I incorporate by reference, in its entirety, the Memorandum Opinion of May 22, 2020. See
ECF 16. The discussion set forth below merely augments and supplements that earlier opinion.
Case 1:18-cv-00133-ELH Document 27 Filed 12/01/20 Page 2 of 3
The “unresolved claim” referenced by the Fourth Circuit is, in actuality, part of petitioner’s
Batson claim. See Batson v. Kentucky, 476 U.S. 79 (1986). I noted that petitioner claimed that
African American women had been unlawfully excluded from the jury. See ECF 16 at 10. Further,
in an unreported opinion (ECF 11-1), the Maryland Court of Special Appeals determined that the
Batson claim was not preserved for appellate review and was, in any event, without merit. Id. at
7-10; see ECF 16 at 4-6, 11. The Maryland appellate court stated, ECF 11-1 at 9-10:
We agree that [Vance’s] Batson challenge is not preserved. “[A]

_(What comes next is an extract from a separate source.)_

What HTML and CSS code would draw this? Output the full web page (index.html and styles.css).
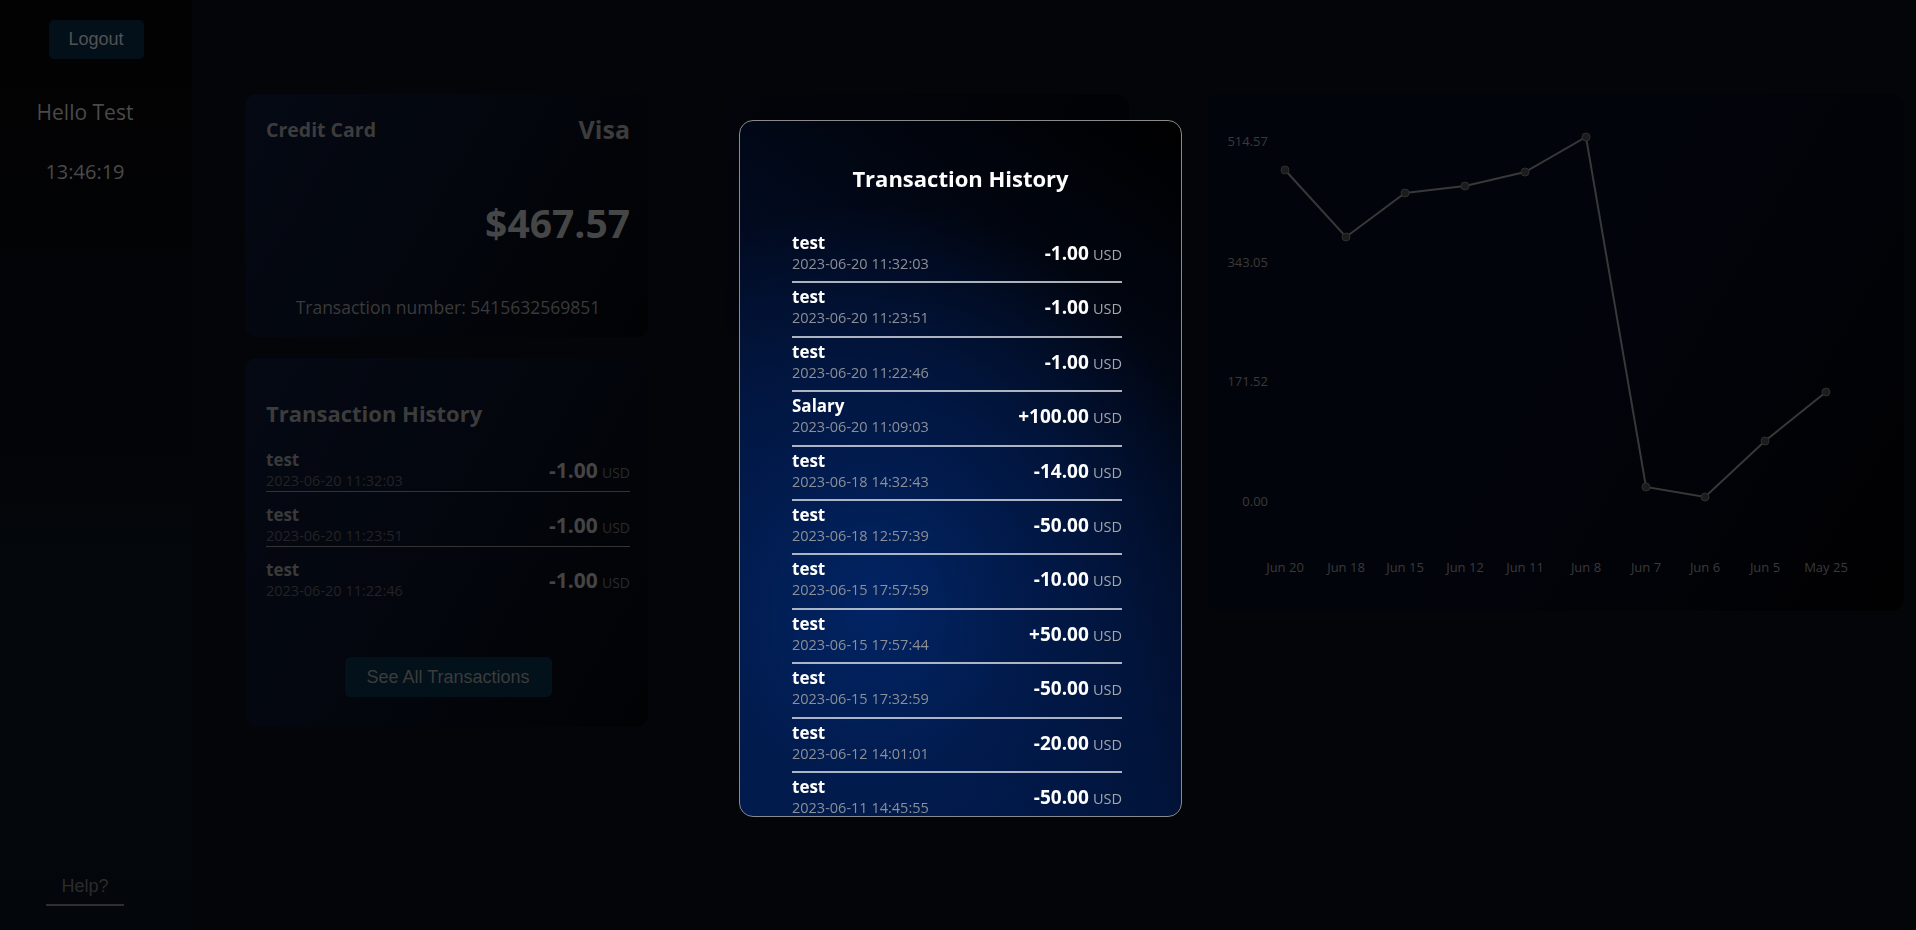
FILE: index.html
```html
<!DOCTYPE html>
<html lang="en">
<head>
<meta charset="utf-8">
<title>Dashboard</title>
<link rel="stylesheet" href="styles.css">
</head>
<body>
<div class="app">
  <aside class="sidebar">
    <button class="logout">Logout</button>
    <div class="hello">Hello Test</div>
    <div class="clock">13:46:19</div>
    <div class="spacer"></div>
    <a class="help">Help?</a>
  </aside>
  <main class="main">
    <section class="card credit">
      <div class="credit-head">
        <span class="credit-title">Credit Card</span>
        <span class="credit-brand">Visa</span>
      </div>
      <div class="credit-amount">$467.57</div>
      <div class="credit-number">Transaction number: 5415632569851</div>
    </section>
    <section class="card middle"></section>
    <section class="card chart">
      <svg class="chart-svg" viewBox="0 0 697 517" width="697" height="517">
        <g class="ylabels">
          <text x="61" y="52">514.57</text>
          <text x="61" y="173">343.05</text>
          <text x="61" y="292">171.52</text>
          <text x="61" y="412">0.00</text>
        </g>
        <g class="xlabels">
          <text x="78" y="478">Jun 20</text>
          <text x="139" y="478">Jun 18</text>
          <text x="198" y="478">Jun 15</text>
          <text x="258" y="478">Jun 12</text>
          <text x="318" y="478">Jun 11</text>
          <text x="379" y="478">Jun 8</text>
          <text x="439" y="478">Jun 7</text>
          <text x="498" y="478">Jun 6</text>
          <text x="558" y="478">Jun 5</text>
          <text x="619" y="478">May 25</text>
        </g>
        <polyline class="line" points="78,76 139,143 198,99 258,92 318,78 379,43 439,393 498,403 558,347 619,298"/>
        <g class="dots">
          <circle cx="78" cy="76" r="4"/>
          <circle cx="139" cy="143" r="4"/>
          <circle cx="198" cy="99" r="4"/>
          <circle cx="258" cy="92" r="4"/>
          <circle cx="318" cy="78" r="4"/>
          <circle cx="379" cy="43" r="4"/>
          <circle cx="439" cy="393" r="4"/>
          <circle cx="498" cy="403" r="4"/>
          <circle cx="558" cy="347" r="4"/>
          <circle cx="619" cy="298" r="4"/>
        </g>
      </svg>
    </section>
    <section class="card history">
      <h2 class="history-title">Transaction History</h2>
      <div class="hrow">
        <div class="hinfo"><div class="hname">test</div><div class="hdate">2023-06-20 11:32:03</div></div>
        <div class="hamt"><b>-1.00</b> <span>USD</span></div>
      </div>
      <div class="hrow">
        <div class="hinfo"><div class="hname">test</div><div class="hdate">2023-06-20 11:23:51</div></div>
        <div class="hamt"><b>-1.00</b> <span>USD</span></div>
      </div>
      <div class="hrow hrow-last">
        <div class="hinfo"><div class="hname">test</div><div class="hdate">2023-06-20 11:22:46</div></div>
        <div class="hamt"><b>-1.00</b> <span>USD</span></div>
      </div>
      <div class="see-wrap"><button class="see-all">See All Transactions</button></div>
    </section>
  </main>
</div>

<div class="backdrop">
  <div class="modal">
    <h2 class="modal-title">Transaction History</h2>
    <div class="mlist">
      <div class="mrow"><div class="minfo"><div class="mname">test</div><div class="mdate">2023-06-20 11:32:03</div></div><div class="mamt"><b>-1.00</b> <span>USD</span></div></div>
      <div class="mrow"><div class="minfo"><div class="mname">test</div><div class="mdate">2023-06-20 11:23:51</div></div><div class="mamt"><b>-1.00</b> <span>USD</span></div></div>
      <div class="mrow"><div class="minfo"><div class="mname">test</div><div class="mdate">2023-06-20 11:22:46</div></div><div class="mamt"><b>-1.00</b> <span>USD</span></div></div>
      <div class="mrow"><div class="minfo"><div class="mname">Salary</div><div class="mdate">2023-06-20 11:09:03</div></div><div class="mamt"><b>+100.00</b> <span>USD</span></div></div>
      <div class="mrow"><div class="minfo"><div class="mname">test</div><div class="mdate">2023-06-18 14:32:43</div></div><div class="mamt"><b>-14.00</b> <span>USD</span></div></div>
      <div class="mrow"><div class="minfo"><div class="mname">test</div><div class="mdate">2023-06-18 12:57:39</div></div><div class="mamt"><b>-50.00</b> <span>USD</span></div></div>
      <div class="mrow"><div class="minfo"><div class="mname">test</div><div class="mdate">2023-06-15 17:57:59</div></div><div class="mamt"><b>-10.00</b> <span>USD</span></div></div>
      <div class="mrow"><div class="minfo"><div class="mname">test</div><div class="mdate">2023-06-15 17:57:44</div></div><div class="mamt"><b>+50.00</b> <span>USD</span></div></div>
      <div class="mrow"><div class="minfo"><div class="mname">test</div><div class="mdate">2023-06-15 17:32:59</div></div><div class="mamt"><b>-50.00</b> <span>USD</span></div></div>
      <div class="mrow"><div class="minfo"><div class="mname">test</div><div class="mdate">2023-06-12 14:01:01</div></div><div class="mamt"><b>-20.00</b> <span>USD</span></div></div>
      <div class="mrow"><div class="minfo"><div class="mname">test</div><div class="mdate">2023-06-11 14:45:55</div></div><div class="mamt"><b>-50.00</b> <span>USD</span></div></div>
    </div>
  </div>
</div>
</body>
</html>
```

FILE: styles.css
```css
* { box-sizing: border-box; }
html, body { margin: 0; padding: 0; }
body {
  width: 1916px;
  height: 930px;
  overflow: hidden;
  background: #040508;
  font-family: "Open Sans", "Noto Sans", sans-serif;
  position: relative;
}
.app {
  display: flex;
  height: 930px;
}
.sidebar {
  width: 192px;
  flex: none;
  height: 930px;
  background: linear-gradient(180deg, #020202 0%, #030408 45%, #04080d 70%, #03060a 100%);
  display: flex;
  flex-direction: column;
  align-items: center;
  padding: 20px 0 24px;
}
.logout {
  width: 95px;
  height: 39px;
  border: none;
  border-radius: 5px;
  background: #03101a;
  color: #525252;
  font-family: "Liberation Sans", Arial, sans-serif;
  font-size: 18px;
  padding: 0;
}
.hello {
  margin-top: 38px;
  margin-right: 22px;
  font-size: 21px;
  line-height: 30px;
  color: #4a4a4a;
}
.clock {
  margin-top: 30px;
  margin-right: 22px;
  font-size: 20px;
  line-height: 30px;
  color: #4a4a4a;
}
.spacer { flex: 1; }
.help {
  margin-right: 22px;
  font-family: "Liberation Sans", Arial, sans-serif;
  font-size: 18px;
  line-height: 24px;
  color: #2c2c2c;
  width: 78px;
  text-align: center;
  padding-bottom: 6px;
  border-bottom: 2px solid #2e2e2e;
}
.main {
  flex: 1;
  display: grid;
  grid-template-columns: 403px 403px 697px;
  grid-template-rows: 243px 369px;
  column-gap: 78px;
  row-gap: 21px;
  padding: 94px 0 0 53px;
  align-items: start;
}
.card {
  border-radius: 12px;
  background: linear-gradient(120deg, #050914 0%, #03060d 50%, #010204 100%);
}
.credit {
  grid-column: 1;
  grid-row: 1;
  height: 243px;
  padding: 20px 18px 0 21px;
  display: flex;
  flex-direction: column;
}
.credit-head {
  display: flex;
  justify-content: space-between;
  align-items: center;
  height: 30px;
}
.credit-title { font-size: 19.5px; font-weight: 700; color: #3c3c3c; }
.credit-brand { font-size: 25px; font-weight: 700; color: #3c3c3c; }
.credit-amount {
  margin-top: 54px;
  text-align: right;
  font-size: 39px;
  line-height: 50px;
  font-weight: 700;
  color: #464646;
}
.credit-number {
  margin-top: 47px;
  text-align: center;
  font-size: 17.5px;
  line-height: 24px;
  color: #3a3a3a;
}
.middle {
  grid-column: 2;
  grid-row: 1;
  height: 243px;
  background: linear-gradient(120deg, #03050b 0%, #020308 50%, #010102 100%);
}
.chart {
  grid-column: 3;
  grid-row: 1 / span 2;
  height: 517px;
  background: linear-gradient(120deg, #02040b 0%, #02040c 50%, #010102 100%);
}
.chart-svg { display: block; }
.ylabels text {
  font-size: 13px;
  fill: #3a3a3a;
  text-anchor: end;
  font-family: "Open Sans", sans-serif;
}
.xlabels text {
  font-size: 13px;
  fill: #3a3a3a;
  text-anchor: middle;
  font-family: "Open Sans", sans-serif;
}
.line { fill: none; stroke: #383838; stroke-width: 2; }
.dots circle { fill: #1c1c1c; stroke: #2e2e2e; stroke-width: 1; }

.history {
  grid-column: 1;
  grid-row: 2;
  height: 369px;
  padding: 39px 18px 0 21px;
  display: flex;
  flex-direction: column;
}
.history-title {
  margin: 0 0 8px;
  font-size: 22px;
  line-height: 32px;
  font-weight: 700;
  color: #3c3c3c;
}
.hrow {
  display: flex;
  justify-content: space-between;
  align-items: center;
  padding-top: 12px;
  border-bottom: 1px solid #333;
}
.hrow-last { border-bottom: none; }
.hname { font-size: 17px; line-height: 22px; font-weight: 700; color: #3a3a3a; }
.hdate { font-size: 14.5px; line-height: 20px; color: #232323; }
.hamt b { font-size: 21px; font-weight: 700; color: #444; }
.hamt span { font-size: 14px; color: #2a2a2a; }
.see-wrap {
  margin-top: 56px;
  display: flex;
  justify-content: center;
}
.see-all {
  width: 207px;
  height: 40px;
  border: none;
  border-radius: 5px;
  background: #03111a;
  color: #3c3c3c;
  font-family: "Liberation Sans", Arial, sans-serif;
  font-size: 18px;
  padding: 0;
}

.backdrop {
  position: fixed;
  inset: 0;
}
.modal {
  position: absolute;
  left: 739px;
  top: 120px;
  width: 443px;
  height: 697px;
  border: 1px solid #8a8a8a;
  border-radius: 14px;
  overflow: hidden;
  background:
    radial-gradient(ellipse 90% 65% at 30% 70%, rgba(2, 36, 100, 1) 0%, rgba(1, 28, 80, 0.8) 40%, rgba(1, 20, 60, 0) 90%),
    linear-gradient(215deg, #000 0%, #01050f 22%, #010d28 50%, #011640 80%, #011a4a 100%);
  padding: 41px 59px 0 52px;
}
.modal-title {
  margin: 0 0 35px;
  text-align: center;
  font-size: 22px;
  line-height: 32px;
  font-weight: 700;
  color: #fff;
  padding-left: 7px;
}
.mrow {
  display: flex;
  justify-content: space-between;
  align-items: center;
  padding: 3px 0 7.4px;
  border-bottom: 2px solid rgba(220, 224, 232, 0.78);
}
.mname { font-size: 17px; line-height: 22px; font-weight: 700; color: #fff; }
.mdate { font-size: 14.5px; line-height: 20px; color: #8c8f96; }
.mamt b { font-size: 19px; font-weight: 700; color: #fff; }
.mamt span { font-size: 14.5px; color: #a4a7ad; }
```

defendant’s claim of error in the inclusion or exclusion of a prospective juror or
jurors is ordinarily abandoned when the defendant or his counsel indicates
satisfaction with the jury at the conclusion of the jury selection process.”
Gilchrest v. State, 340 Md. 606, 616-18 (1995) (quoting Mills v. State, 310 Md.

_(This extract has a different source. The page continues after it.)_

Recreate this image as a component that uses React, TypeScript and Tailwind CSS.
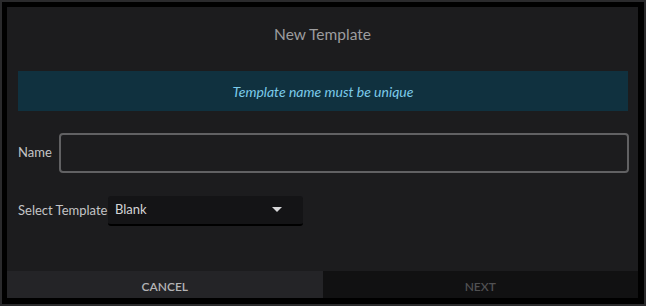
import React from "react";

const font = { fontFamily: "Lato, 'Open Sans', sans-serif" };

export default function App() {
  return (
    <div className="w-[646px] h-[306px] bg-[#2a2a2c] p-[2px]" style={font}>
      <div className="w-full h-full border-[5px] border-r-[6px] border-b-[6px] border-black bg-[#1c1c1e] flex flex-col">
        {/* Header */}
        <div className="h-[56px] flex items-center justify-center pb-[1px]">
          <h1 className="text-[15.5px] text-[#9d9d9f]">New Template</h1>
        </div>

        {/* Notice */}
        <div className="ml-[11px] mr-[10px] h-[40px] bg-[#10313f] flex items-center justify-center mt-[8px]">
          <p className="text-[14px] italic text-[#7ccbea]">Template name must be unique</p>
        </div>

        {/* Form */}
        <div className="flex-1 pl-[11px] pr-[9px]">
          <div className="flex items-center mt-[22px] gap-[6px]">
            <label className="text-[13px] text-[#c4c4c6] w-[35px]">Name</label>
            <input
              className="flex-1 h-[40px] rounded-[4px] border-2 border-[#616163] bg-transparent outline-none px-2 text-[13px] text-white"
              defaultValue=""
            />
          </div>
          <div className="flex items-center mt-[23px]">
            <label className="text-[13px] text-[#c4c4c6] w-[90px]">Select Template</label>
            <div className="w-[195px] h-[30px] bg-[#141416] rounded-[3px] border-b-2 border-black flex items-center justify-between pl-[7px] pr-[21px]">
              <span className="text-[13px] text-[#d4d4d6]">Blank</span>
              <svg width="10" height="6" viewBox="0 0 10 6">
                <path d="M0 0h10L5 5z" fill="#d8d8da" />
              </svg>
            </div>
          </div>
        </div>

        {/* Footer */}
        <div className="h-[27px] flex">
          <button className="flex-1 bg-[#242427] text-[12px] font-semibold text-[#b4b4b6] uppercase pt-[5px]">
            Cancel
          </button>
          <button className="flex-1 bg-[#111112] text-[12px] font-semibold text-[#505052] uppercase pt-[5px]" disabled>
            Next
          </button>
        </div>
      </div>
    </div>
  );
}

33, 40 (1987), vacated on other grounds, 486 U.S. 367 (1988)); see also State v.
Stringfellow, 425 Md. 461, 469-70 (2012) (noting that a party waives his voir
dire objection going to the inclusion or exclusion of a prospective juror by
unqualifiedly accepting the seated jury panel at the conclusion of the jury
selection process). Here, the trial court denied the appellant’s Batson challenge
and, after the selection of two alternates, [Vance] agreed without qualification
that he was satisfied with the final jury panel. [Vance’s] claim, therefore, is
waived. See Foster v. State, 304 Md. 439, 450-51 (1985). . . .
However, even if this claim were preserved, we would nevertheless reject
it. We consider a trial court’s Batson decisions using a deferential standard of
review. . . . This deferential standard of review applies not only to the trial
court’s decision at the end of a three-step Batson analysis, but also to the initial
determination of whether or not a defendant has made a prima facie case. See
e.g., United States v. Martinez, 621 F.3d 101, 109-10 (2d Cir. 2010); State v.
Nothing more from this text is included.